Settling the literary question is one thing, but it seems like we're close enough to Faulkner in time even now, and should have enough documentary evidence, to be able to test some of the claims that are necessary to make Wolff-King's argument. So it looks less to me like fraud than a question of academic (hyper?) specialization and the border between historical and literary scholarship.
posted by immlass at 5:20 PM on April 24, 2014 [1 favorite]


If it's not the peer reviewer's job to corroborate new factual claims with what's known/verified, and it's not LSU Press's editor's job, then with whom does the responsibility lie?

Another scholar can come along, read the paper, say, "Let's see if this holds up," and then do his own paper based on that premise.

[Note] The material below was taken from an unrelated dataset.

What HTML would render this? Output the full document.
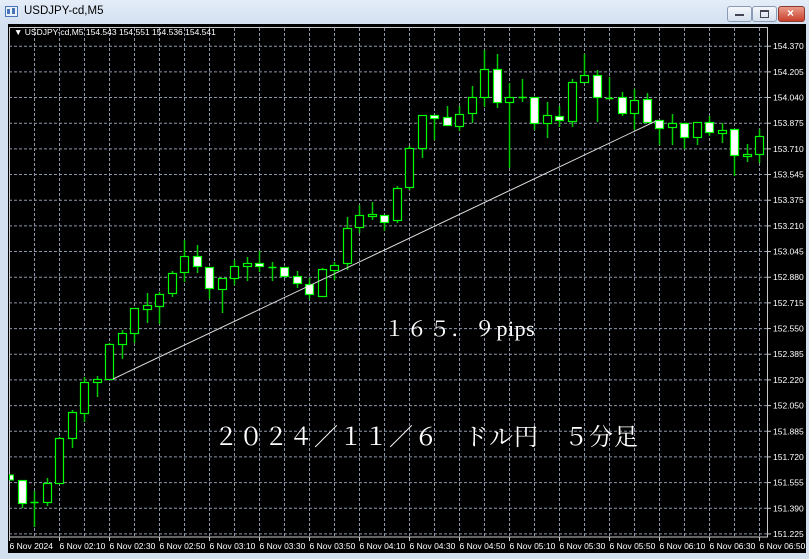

A peer reviewer is chosen based on his familiarity with the existing research in the topic area rather than his detective skills.
posted by The Underpants Monster at 5:47 PM on April 24, 2014


Based on the title and the first couple of paragraphs, I assumed that the article would be about some people who were claiming, a la the Anti-Stratfordians, that someone else had written Faulkner's stories. So there was one book based on the testimony of one guy who may have exaggerated (or even completely made up) his acquaintanceship with Faulkner? Well, bless his heart.
posted by Halloween Jack at 11:25 PM on April 24, 2014


I think the biggest scandal in the story is that some people were banned from a listserv for questioning the credibility of Francisco and, by association, of Wolff-King for telling his story.
posted by maggiemaggie at 7:10 AM on April 25, 2014


I find errors in scholarly history books all the time, usually when trying to fact-check articles. I do my own research and often find that my online sources are far better than whatever the original, often pre- or early-Internet writer was able to turn up. In five minutes of searching online I can frequently find sources that handily overturn their conjectures or even their stated facts.